If we get a used 4Runner, we’ll take a net hit of maybe $25,000, which is a lot. It will be about 7 years newer than the Toyota, though, and we should expect to get 230,000 miles out of it without any major surgeries. For me, that’s nearly 30 years of driving. That’s 250,000 minus the 20,000 I will accept from a used car. Cars will probably be banned before then, and I may be with Jesus.
The 4Runner is what men buy when they have had it. When they want the most bulletproof gasoline-powered modern car known to man. Also, Toyota supports old models with parts for a very long time.
I don’t know. Maybe I’ll just drive the Explorer into the dirt. It will probably be cheaper in the long run. I know I’ll be mad the next time I have to buy a water pump. With leftists on the rise, it will probably cost $10,000.
I believe my family’s involvement with Ford is coming to an end. It’s unfortunate that Americans can’t run a car company.
June 10th, 2024 at 7:04 AM
You want reliable? Buy a 4Runner. My 2003 just gave up the ghost. Everything ran fine and I never had a problem with it, then 3 years ago took it for inspection and the frame was rusting out. Had it welded for 2 years until it got catastrophic this last time.
I was a functional alcoholic and never bothered with rust proofing or undercoating, If I did, I beleive it would have ran another 15 years. Just oil changes and two new batteries. Engine never leaked or burned a drop of oil. Yeah, the interior is old fashioned. No fancy electronics, just knobs and switches that did not fail.
Lord willing, I’ll buy another used one as my last vehicle. Just got to check the undercarriage out very well.

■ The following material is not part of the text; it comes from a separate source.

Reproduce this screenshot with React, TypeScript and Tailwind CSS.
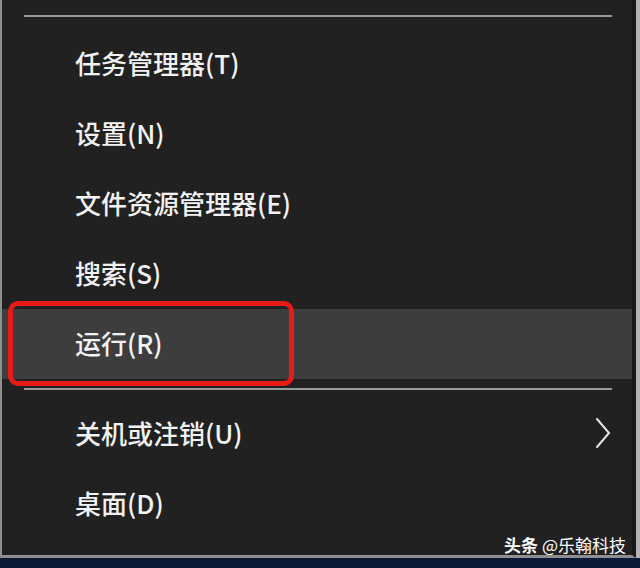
const items = [
  { label: '任务管理器(T)' },
  { label: '设置(N)' },
  { label: '文件资源管理器(E)' },
  { label: '搜索(S)' },
  { label: '运行(R)', active: true },
];

const lower = [
  { label: '关机或注销(U)', sub: true },
  { label: '桌面(D)' },
];

const font = { fontFamily: '"Noto Sans CJK SC", "Noto Sans", sans-serif' };

const Row = ({ label, active, sub }: { label: string; active?: boolean; sub?: boolean }) => (
  <div
    className={`flex h-[70px] shrink-0 items-center justify-between pb-[2px] pl-[73px] pr-[26px] text-[26px] font-medium text-[#f2f2f2] ${
      active ? 'bg-[#3d3d3d]' : ''
    }`}
  >
    <span className="leading-none">{label}</span>
    {sub && (
      <svg width="18" height="32" viewBox="0 0 18 32" fill="none" className="mr-[-6px]">
        <path d="M3 2 L15 16 L3 30" stroke="#e6e6e6" strokeWidth="2" strokeLinecap="round" />
      </svg>
    )}
  </div>
);

const App = () => {
  return (
    <div className="flex h-[568px] w-[640px] flex-col overflow-hidden bg-[#0b1a36]" style={font}>
      <div className="flex h-[558px] shrink-0">
        {/* menu */}
        <div className="relative flex w-[636px] flex-col border-b-[3px] border-l-2 border-r-4 border-[#8f8f8f] border-r-[#191919] bg-[#212121]">
          <div className="ml-[22px] mr-[20px] mt-[15px] h-[2px] shrink-0 bg-[#9a9a9a]" />
          <div className="mt-[12px] flex shrink-0 flex-col">
            {items.map((it) => (
              <Row key={it.label} {...it} />
            ))}
          </div>
          <div className="ml-[22px] mr-[20px] mt-[9px] h-[2px] shrink-0 bg-[#9a9a9a]" />
          <div className="mt-[9px] flex shrink-0 flex-col">
            {lower.map((it) => (
              <Row key={it.label} {...it} />
            ))}
          </div>
          {/* watermark */}
          <div className="absolute bottom-0 right-[6px] text-[17px] leading-[20px] text-white">
            <span className="font-bold">头条</span> @乐翰科技
          </div>
          {/* red highlight box */}
          <div className="absolute left-[6px] top-[301px] h-[85px] w-[286px] rounded-[10px] border-[5px] border-[#e41b17]" />
        </div>
        <div className="w-[4px] bg-[#b4b4b4]" />
      </div>
    </div>
  );
};

export default App;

June 12th, 2024 at 7:22 AM
I owned two Fords. One was a diesel van. At 15-years old the electronics in the gas pedal went bad so the engine wouldn’t run. The pedal was no longer available anywhere. Junked.
A 2005 station wagon. At eight years old the motor that flipped the system from a/c to heat went bad. Motor no longer available. I waited until summer – it was stuck on a/c – and traded for a Toyota.